Regarding the similarities and differences with Carl Gillett’s DR view: I’ve found the conversations I’ve had with Carl on these matters to be very fruitful – as fruitful as the conversations I’ve had with anybody. We use different vocabularies, and approach the topics with different emphases, but from what I can tell there’s a great deal of convergence in our views – in particular on the claims he calls Mutualism and Machresis, which have to do with interlevel relations.
In general, I think it’s fair to say that we agree much more than we disagree; although sussing out the details might take some work. My sense is that he might be better positioned to comment on this than I am. I’d really like to know his thoughts, and I’m looking forward to reading his book.
Hi, Bill,
Thanks for your replies. I’m not really familiar with much of the metaphysics you describe, but it seems to me that structure (non-technically speaking) has a lot to do with (intralevel and interlevel) relations among individuals.

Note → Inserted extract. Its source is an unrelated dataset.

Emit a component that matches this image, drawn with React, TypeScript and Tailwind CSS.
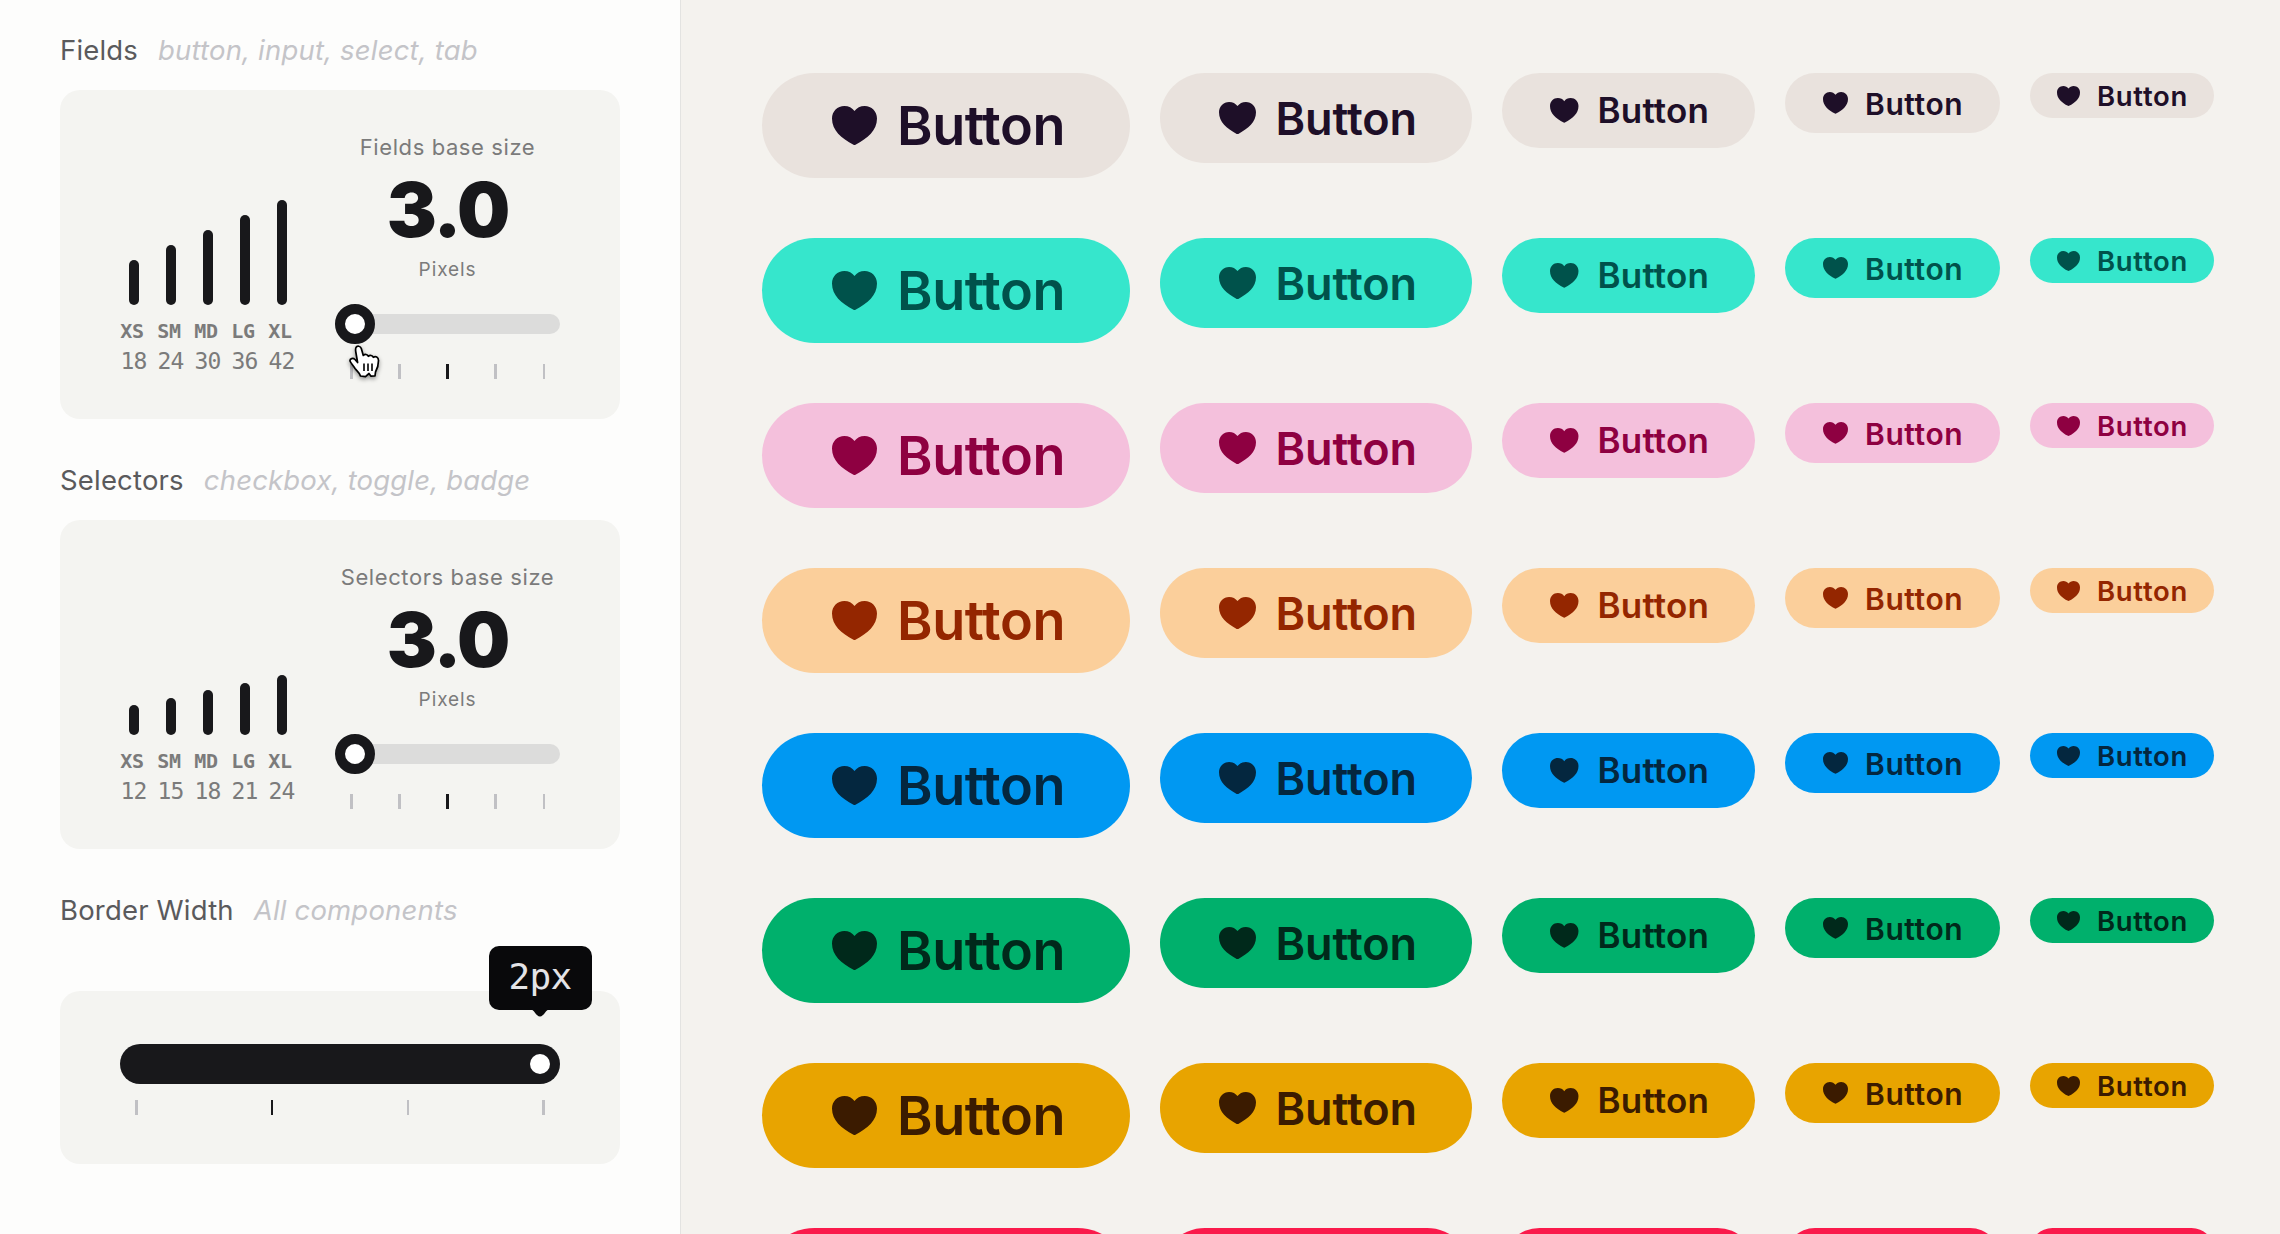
import React from "react";

type Size = { box: string; heart: string; label: string };

const sizes: Size[] = [
  { box: "h-[105px] w-[368px] pl-[70px] gap-[20px]", heart: "w-[45px]", label: "text-[54px] leading-none tracking-[-0.4px]" },
  { box: "h-[90px] w-[312px] pl-[59px] gap-[19.5px]", heart: "w-[37px]", label: "mt-[1px] text-[45px] leading-none tracking-[-0.1px]" },
  { box: "h-[75px] w-[253px] pl-[48px] gap-[19px]", heart: "w-[28.5px]", label: "text-[35px] font-[640] leading-none tracking-[0.2px]" },
  { box: "h-[60px] w-[215px] pl-[37.5px] gap-[17.5px]", heart: "w-[25px]", label: "mt-[2px] text-[30px] font-[640] leading-none tracking-[0.6px]" },
  { box: "h-[45px] w-[184px] pl-[27px] gap-[17px]", heart: "w-[23px]", label: "mt-[2px] text-[27.5px] font-[640] leading-none tracking-[0.7px]" },
];

const themes = [
  "bg-[#e9e2dd] text-[#1e0f28]",
  "bg-[#36e6cc] text-[#00524b]",
  "bg-[#f4c0dc] text-[#8e0041]",
  "bg-[#fbcf9b] text-[#942600]",
  "bg-[#0098f2] text-[#04273f]",
  "bg-[#00b06c] text-[#00291b]",
  "bg-[#e8a400] text-[#3b1b00]",
  "bg-[#fa1a4b] text-[#4d0218]",
];

function Heart({ className }: { className: string }) {
  return (
    <svg viewBox="0 0 46 40" fill="currentColor" className={`shrink-0 ${className}`}>
      <path d="M12.6 0C5.6 0 0 5.5 0 12.8C0 25 9.5 33 22 39.7Q23 40.200 24 39.7C36.500 33 46 25 46 12.800C46 5.500 40.400 0 33.400 0C29 0 25.300 2 23 5.100C20.700 2 17 0 12.600 0Z" />
    </svg>
  );
}

function Title({ name, hint }: { name: string; hint: string }) {
  return (
    <h2 className="flex h-[43px] items-center gap-5 text-[27.5px] tracking-[0.18px] whitespace-nowrap text-[#5a5a5c]">
      {name}
      <em className="text-[#c4c4c8]">{hint}</em>
    </h2>
  );
}

function Ticks({ count, active, className }: { count: number; active: number; className: string }) {
  return (
    <div className={`flex justify-between ${className}`}>
      {Array.from({ length: count }, (_, i) => (
        <span key={i} className={`h-[15px] w-[2.500px] ${i === active ? "bg-[#18181b]" : "bg-[#c0c0c4]"}`} />
      ))}
    </div>
  );
}

function SizeCard({ title, bars, cursor }: { title: string; bars: number[]; cursor?: boolean }) {
  const names = ["XS", "SM", "MD", "LG", "XL"];
  return (
    <div className="flex h-[328.5px] w-[560px] rounded-[20px] bg-[#f4f4f1] pl-[55.5px]">
      <div className="flex w-[190px] items-end pb-[42.5px]">
        {bars.map((v, i) => (
          <div key={v} className="flex w-[37px] shrink-0 flex-col items-center font-['DejaVu_Sans_Mono',monospace] text-[#7b7b7b]">
            <span className="w-[10px] rounded-full bg-[#18181b]" style={{ height: v * 2.5 }} />
            <span className="mt-[10.5px] h-[30px] pr-[4px] text-[20px] leading-[30px] font-bold tracking-[-0.3px]">{names[i]}</span>
            <span className="h-[30.5px] pr-px text-[23px] leading-[31px] tracking-[-0.8px]">{v}</span>
          </div>
        ))}
      </div>
      <div className="ml-[29.5px] flex w-[225px] flex-col items-center pt-[41px] text-[#7b7b7b]">
        <span className="text-[22px] leading-[32px] tracking-[0.600px] whitespace-nowrap">{title}</span>
        <span className="mt-[9px] text-[75px] leading-[76px] font-black tracking-[-2px] text-[#18181b]">3.0</span>
        <span className="mt-[8px] text-[19px] leading-[28px] tracking-[0.900px]">Pixels</span>
        <div className="relative mt-[30px] h-[20px] w-full rounded-full bg-[#dcdcdb]">
          <div className="absolute -top-[10px] left-0 size-[40px] rounded-full border-[10px] border-[#18181b] bg-white" />
          {cursor && (
            <svg viewBox="0 0 31 35" className="absolute top-[31px] left-[14px] z-10 h-[35px] w-[31px] drop-shadow-[0_2px_2px_rgba(0,0,0,0.4)]">
              <path d="M7 2.500C8 .5 11.500 .8 12.300 3.500L14.300 10.500C16 8.800 18.500 9.300 19.300 11.300C21 9.800 23.500 10.300 24.300 12.300C26.500 10.800 29.500 12 29.500 15.500C29.500 21 28.500 23.500 26.500 27L26 31L22 31.200L20 28.500L16.500 31.700L11.500 31C10.500 27.500 8 26 6 23.500C4.500 20.500 2 18.500 1 16C.7 13.500 4 12.500 6 14.500L8.600 17.500L6.800 7C6.500 5 6.300 4 7 2.500Z" fill="white" stroke="black" strokeWidth="1.700" strokeLinejoin="round" />
              <path d="M15 18.500V26M19 18.500V26M23 18.500V26" stroke="black" strokeWidth="1.600" />
            </svg>
          )}
        </div>
        <Ticks count={5} active={2} className="mt-[30px] w-[195px]" />
      </div>
    </div>
  );
}

export default function App() {
  return (
    <div className="flex h-[1234px] w-[2280px] overflow-hidden bg-[#f4f2ee] font-['Inter',sans-serif]">
      <aside className="w-[681px] shrink-0 border-r border-[#e3e3e1] bg-[#fdfdfc] pt-[29px] pl-[60px]">
        <Title name="Fields" hint="button, input, select, tab" />
        <div className="mt-[18px]">
          <SizeCard title="Fields base size" bars={[18, 24, 30, 36, 42]} cursor />
        </div>
        <div className="mt-[40.5px]">
          <Title name="Selectors" hint="checkbox, toggle, badge" />
        </div>
        <div className="mt-[18px]">
          <SizeCard title="Selectors base size" bars={[12, 15, 18, 21, 24]} />
        </div>
        <div className="mt-[40.5px]">
          <Title name="Border Width" hint="All components" />
        </div>
        <div className="mt-[59px] h-[173px] w-[560px] rounded-[20px] bg-[#f4f4f1] px-[60px] pt-[53px]">
          <div className="relative h-[40px] rounded-full bg-[#18181b]">
            <div className="absolute top-[10px] right-[10px] size-[20px] rounded-full bg-white" />
            <div className="absolute -top-[98px] -right-[31.5px] flex h-[64px] w-[103px] items-center justify-center rounded-[10px] bg-[#09090b] pb-[3px] font-['DejaVu_Sans_Mono',monospace] text-[36px] tracking-[-0.6px] text-[#e4e4e7]">
              2px
              <svg viewBox="0 0 20 8" className="absolute top-[63px] left-[41px] h-[8px] w-[20px]">
                <path d="M0 0H20C16 0 14 7.500 10 7.500C6 7.500 4 0 0 0Z" fill="#09090b" />
              </svg>
            </div>
          </div>
          <Ticks count={4} active={1} className="mx-[15px] mt-[16px]" />
        </div>
      </aside>
      <main className="flex flex-col gap-[60px] pt-[73px] pl-[81px]">
        {themes.map((theme) => (
          <div key={theme} className="flex h-[105px] shrink-0 items-start gap-[30px]">
            {sizes.map((s) => (
              <button key={s.box} className={`flex shrink-0 items-center rounded-full font-semibold ${s.box} ${theme}`}>
                <Heart className={s.heart} />
                <span className={s.label}>Button</span>
              </button>
            ))}
          </div>
        ))}
      </main>
    </div>
  );
}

All of your examples, however, seem to be of properties. Do you mean to have relations count as properties?
Thanks,
Ken
Hi Ken,
Yes, I lay out all the metaphysical machinery in the book. Briefly, like many metaphysicians, I take properties to be ways that things can be, and I take these ways to be expressed by predicates. Those predicates needn’t be monadic. Standing 3 ft from your front door is a way that you and the door could be, so it’s a property.
If you want to call that a relation and reserve the term ‘property’ for the ontological correlate of a monadic predicate, that’s fine, but for most of the purposes I have in mind in the book it’s not necessary to draw this distinction, so for simplicity I just use the term ‘property’.
The more important distinction for my purposes is between sparse properties and abundant properties in Lewis’ sense since most of the latter aren’t going to count as genuine properties if properties are sparse. So the more important distinctions are between (sparse) properties and predicates and (sparse) properties and classes.
Thanks, Bill. Just checking that relations are in the picture one way or another.